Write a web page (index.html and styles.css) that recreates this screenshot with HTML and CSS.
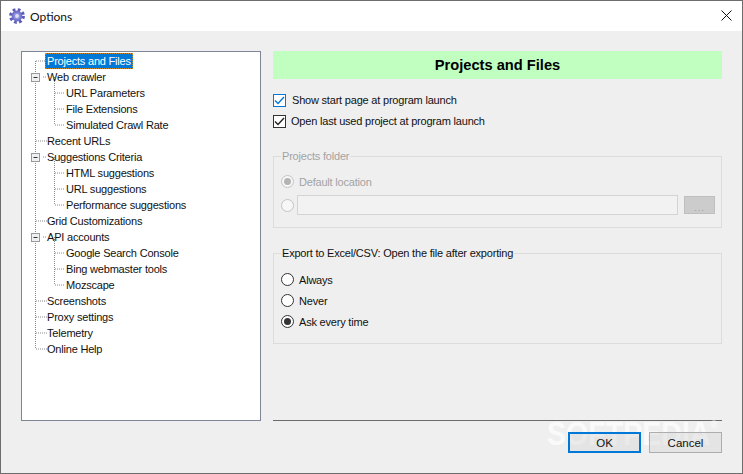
FILE: index.html
```html
<!DOCTYPE html>
<html lang="en">
<head>
<meta charset="utf-8">
<title>Options</title>
<link rel="stylesheet" href="styles.css">
</head>
<body>
<div class="window">
  <header class="titlebar">
    <svg class="app-icon" width="16" height="16" viewBox="0 0 16 16">
      <circle cx="8" cy="8" r="6.2" fill="none" stroke="#5c5cb8" stroke-width="3.4" stroke-dasharray="2.6 2.27"/>
      <circle cx="8" cy="8" r="5.4" fill="#6f70c8"/>
      <circle cx="8" cy="8" r="3.6" fill="#8d8fdc"/>
      <circle cx="8" cy="8" r="1.9" fill="#dfe0f5"/>
    </svg>
    <span class="title">Options</span>
    <svg class="close" width="11" height="11" viewBox="0 0 11 11">
      <path d="M0.5 0.5 L10.5 10.5 M10.5 0.5 L0.5 10.5" stroke="#111" stroke-width="1" fill="none"/>
    </svg>
  </header>
  <main class="content">
    <nav class="tree">
      <svg class="tree-lines" width="238" height="368" viewBox="0 0 238 368">
        <g class="dots">
          <path d="M13.5 9 V297"/>
          <path d="M32.5 25 V73 M32.5 105 V153 M32.5 185 V233"/>
          <path d="M14 9 H23 M21 25 H25 M14 89 H25 M21 105 H25 M14 169 H25 M21 185 H25 M14 249 H25 M14 265 H25 M14 281 H25 M14 297 H25"/>
          <path d="M33 41 H43 M33 57 H43 M33 73 H43 M33 121 H43 M33 137 H43 M33 153 H43 M33 201 H43 M33 217 H43 M33 233 H43"/>
        </g>
        <g class="expander">
          <rect x="9.5" y="21.5" width="8" height="8"/><path d="M11.5 25.5 H15.5"/>
          <rect x="9.5" y="101.5" width="8" height="8"/><path d="M11.5 105.5 H15.5"/>
          <rect x="9.5" y="181.5" width="8" height="8"/><path d="M11.5 185.5 H15.5"/>
        </g>
      </svg>
      <ul class="tree-list">
        <li class="node top"><span class="label selected">Projects and Files</span></li>
        <li class="node top"><span class="label">Web crawler</span></li>
        <li class="node sub"><span class="label">URL Parameters</span></li>
        <li class="node sub"><span class="label">File Extensions</span></li>
        <li class="node sub"><span class="label">Simulated Crawl Rate</span></li>
        <li class="node top"><span class="label">Recent URLs</span></li>
        <li class="node top"><span class="label">Suggestions Criteria</span></li>
        <li class="node sub"><span class="label">HTML suggestions</span></li>
        <li class="node sub"><span class="label">URL suggestions</span></li>
        <li class="node sub"><span class="label">Performance suggestions</span></li>
        <li class="node top"><span class="label">Grid Customizations</span></li>
        <li class="node top"><span class="label">API accounts</span></li>
        <li class="node sub"><span class="label">Google Search Console</span></li>
        <li class="node sub"><span class="label">Bing webmaster tools</span></li>
        <li class="node sub"><span class="label">Mozscape</span></li>
        <li class="node top"><span class="label">Screenshots</span></li>
        <li class="node top"><span class="label">Proxy settings</span></li>
        <li class="node top"><span class="label">Telemetry</span></li>
        <li class="node top"><span class="label">Online Help</span></li>
      </ul>
    </nav>
    <section class="panel">
      <h1 class="panel-title">Projects and Files</h1>
      <div class="checks">
        <div class="check-row">
          <span class="checkbox hover"><svg width="11" height="11" viewBox="0 0 11 11"><path d="M1 5.5 L4 8.5 L10 2" fill="none" stroke="#0078d7" stroke-width="1.4"/></svg></span>
          <span class="check-label">Show start page at program launch</span>
        </div>
        <div class="check-row second">
          <span class="checkbox"><svg width="11" height="11" viewBox="0 0 11 11"><path d="M1 5.5 L4 8.5 L10 2" fill="none" stroke="#222" stroke-width="1.4"/></svg></span>
          <span class="check-label">Open last used project at program launch</span>
        </div>
      </div>
      <div class="group folder">
        <span class="legend disabled">Projects folder</span>
        <div class="radio-row disabled-row">
          <span class="radio off on"></span>
          <span class="radio-label disabled">Default location</span>
        </div>
        <div class="path-row">
          <span class="radio off"></span>
          <span class="path-input"></span>
          <span class="browse">...</span>
        </div>
      </div>
      <div class="group export">
        <span class="legend">Export to Excel/CSV: Open the file after exporting</span>
        <div class="radio-row"><span class="radio"></span><span class="radio-label">Always</span></div>
        <div class="radio-row"><span class="radio"></span><span class="radio-label">Never</span></div>
        <div class="radio-row"><span class="radio on"></span><span class="radio-label">Ask every time</span></div>
      </div>
      <div class="spacer"></div>
      <hr class="divider">
      <div class="buttons">
        <button class="btn ok" type="button">OK</button>
        <button class="btn cancel" type="button">Cancel</button>
      </div>
    </section>
  </main>
  <div class="watermark">SOFTPEDIA<sup class="reg">®</sup></div>
</div>
</body>
</html>
```

FILE: styles.css
```css
* { box-sizing: border-box; }
html, body { margin: 0; padding: 0; }
body {
  width: 743px;
  height: 474px;
  overflow: hidden;
  font-family: "Liberation Sans", Arial, sans-serif;
  font-size: 11px;
  letter-spacing: -0.2px;
  color: #111;
}
.window {
  position: relative;
  width: 743px;
  height: 474px;
  display: flex;
  flex-direction: column;
  background: #efefef;
  border: 1px solid #6d6d6d;
  overflow: hidden;
}
.titlebar {
  flex: none;
  height: 30px;
  background: #fff;
  display: flex;
  align-items: center;
  padding: 0 10px 0 8px;
}
.app-icon { flex: none; margin-right: 5px; }
.title { flex: 1; font-family: "Lato", "Open Sans", sans-serif; font-size: 12px; letter-spacing: 0; }
.close { flex: none; margin-bottom: 1px; }

.content {
  flex: 1;
  display: flex;
  gap: 12px;
  padding: 20px 20px 20px 20px;
  min-height: 0;
}
.tree {
  position: relative;
  flex: none;
  width: 240px;
  height: 370px;
  background: #fff;
  border: 1px solid #7f8796;
}
.tree-lines { position: absolute; left: 0; top: 0; }
.dots path { stroke: #8a8a8a; stroke-width: 1; stroke-dasharray: 1 1; fill: none; }
.expander rect { fill: #eef0f2; stroke: #9a9a9a; stroke-width: 1; }
.expander path { stroke: #333; stroke-width: 1; fill: none; }
.tree-list { position: relative; list-style: none; margin: 0; padding: 1px 0 0; }
.node { height: 16px; line-height: 16px; white-space: nowrap; }
.node.top { padding-left: 23px; }
.node.sub { padding-left: 42px; }
.label { display: inline-block; height: 16px; padding: 0 2px; }
.label.selected {
  background: #0078d7;
  color: #fff;
  outline: 1px dotted #c98a2b;
  outline-offset: -1px;
}

.panel { flex: 1; display: flex; flex-direction: column; min-width: 0; }
.panel-title {
  margin: 0;
  height: 28px;
  background: #c0ffc0;
  text-align: center;
  font-size: 14.67px;
  font-weight: 700;
  line-height: 28px;
  letter-spacing: 0;
  color: #000;
}
.checks { padding-top: 13px; }
.check-row { display: flex; align-items: center; height: 16px; gap: 6px; }
.check-row.second { margin-top: 5px; gap: 5px; }
.checkbox {
  flex: none;
  width: 13px;
  height: 13px;
  border: 1px solid #333;
  background: #fff;
  display: flex;
  align-items: center;
  justify-content: center;
}
.checkbox.hover { border-color: #0078d7; }
.check-label { line-height: 16px; }

.group {
  position: relative;
  border: 1px solid #dcdcdc;
  padding-left: 7px;
}
.group.folder { margin-top: 27px; height: 72px; padding-top: 14px; }
.group.export { margin-top: 25px; height: 91px; border-color: #dcdcdc; padding-top: 15px; }
.legend {
  position: absolute;
  left: 7px;
  top: -9px;
  padding: 0 1px;
  line-height: 16px;
  background: #efefef;
}
.disabled { color: #a3a3a3; }
.radio-row { display: flex; align-items: center; height: 21px; gap: 5px; }
.radio {
  flex: none;
  position: relative;
  width: 13px;
  height: 13px;
  border-radius: 50%;
  border: 1px solid #333;
  background: #fff;
  display: flex;
  align-items: center;
  justify-content: center;
}
.radio.on::after {
  content: "";
  width: 7px;
  height: 7px;
  border-radius: 50%;
  background: #333;
}
.radio.off { border-color: #c4c4c4; background: #f7f7f7; }
.radio.off.on::after { background: #b4b4b4; }
.path-row { display: flex; align-items: center; height: 20px; margin-top: 3px; }
.path-input {
  flex: none;
  width: 381px;
  height: 20px;
  margin-left: 3px;
  background: #f2f2f2;
  border: 1px solid #d4d4d4;
}
.browse {
  flex: none;
  width: 31px;
  height: 18px;
  margin-left: 6px;
  background: #cccccc;
  border: 1px solid #bfbfbf;
  color: #9a9a9a;
  text-align: center;
  line-height: 22px;
  font-size: 9px;
  letter-spacing: 1px;
}
.spacer { flex: 1; }
.divider { margin: 0; border: 0; height: 1px; background: #6b6b6b; flex: none; }
.buttons {
  position: relative;
  z-index: 1;
  flex: none;
  display: flex;
  justify-content: flex-end;
  gap: 8px;
  height: 32px;
  padding-top: 11px;
}
.btn {
  height: 21px;
  padding: 0;
  font: inherit;
  font-size: 11.5px;
  color: #111;
  background: rgba(216, 216, 216, 0.45);
}
.btn.ok { width: 73px; border: 2px solid #0078d7; }
.btn.cancel { width: 73px; border: 1px solid #adadad; }

.watermark {
  position: absolute;
  left: 546px;
  top: 413px;
  font-weight: 700;
  font-size: 34px;
  line-height: 38px;
  letter-spacing: 0;
  color: rgba(255, 255, 255, 0.7);
  white-space: nowrap;
  pointer-events: none;
  transform: scaleX(0.84);
  transform-origin: left center;
}
.reg { font-size: 11px; vertical-align: top; line-height: 20px; }
```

_ _ _ _ _ _ _

- SHORT TASK
Go through the data and gather every line that holds "index".

- REPLY TO THE EXERCISE
Write a web page (index.html and styles.css) that recreates this screenshot with HTML and CSS.
FILE: index.html
  z-index: 1;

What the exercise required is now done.